Jump cut to August 23 when Jabbi was before Judge Rakoff on a Violation of Supervised Release, described as his third. He fled from the police, and tried to use the Whizzinator to evade drug testing - or a Judge Rakoff put it, commit a fraud on the court.

  Surprisingly the Assistant US Attorney said her Office had agreed to support release on bail for Jabbi, since he self-surrendered. Judge Rakoff did not accede to this joint request, and ordered Jabbi detained. There will be a September 14th hearing at 2 pm, amid a trial before Judge Rakoff.

The case is US v. Jabbi, et al., 18-cr-676 (Rakoff)

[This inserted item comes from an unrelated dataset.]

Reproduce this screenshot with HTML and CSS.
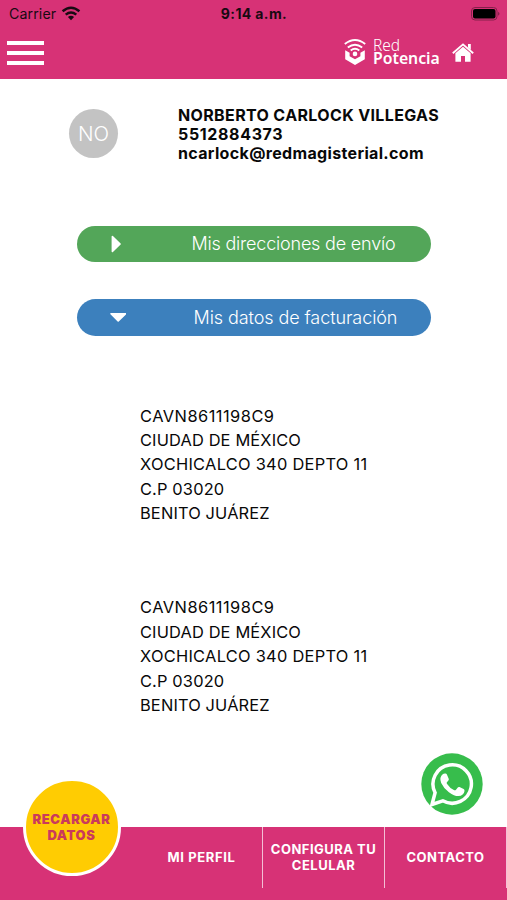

Further background: Back on February 28 before his now begun trial for US passport fraud, Malamin Jagana asked U.S. District Court for the Southern District of New York Judge Jed Rakoff to modify his bail to allow a trip to Gambia. His reason was humanitarian: to attend a ceremony with his wife who lives there for their baby who died in a miscarriage a year ago. As reported that day by Inner City Press, the only media present for the proceeding, his lawyer called the ceremony and the father's attendance a cultural requirement. The government opposed Jagana's trip, referring not to Gambia but to Africa as if it were a county: "He has connection to Africa... His wife lives in Africa." SDNY Judge Rakoff did not go "Africa Is A Country" but on risk of flight agreed, saying while "sympathetic to this tragic event... I don't think the risk of him not returning is anything other than huge. So the application is denied." On April 1, again with Inner City Press the only media in the courtroom as the trial in fact begun, Agent Nieves was questioned in several rounds about Jagana's passport moves through his and his brother's apartment at 31 Mount Hope Place in The Bronx, the claim of passport loss on a train in Europe as well as after soccer practice or "training" by Yankee Stadium, and a bag full of Gambian passports and certificates of good behavior. We'll have more on this.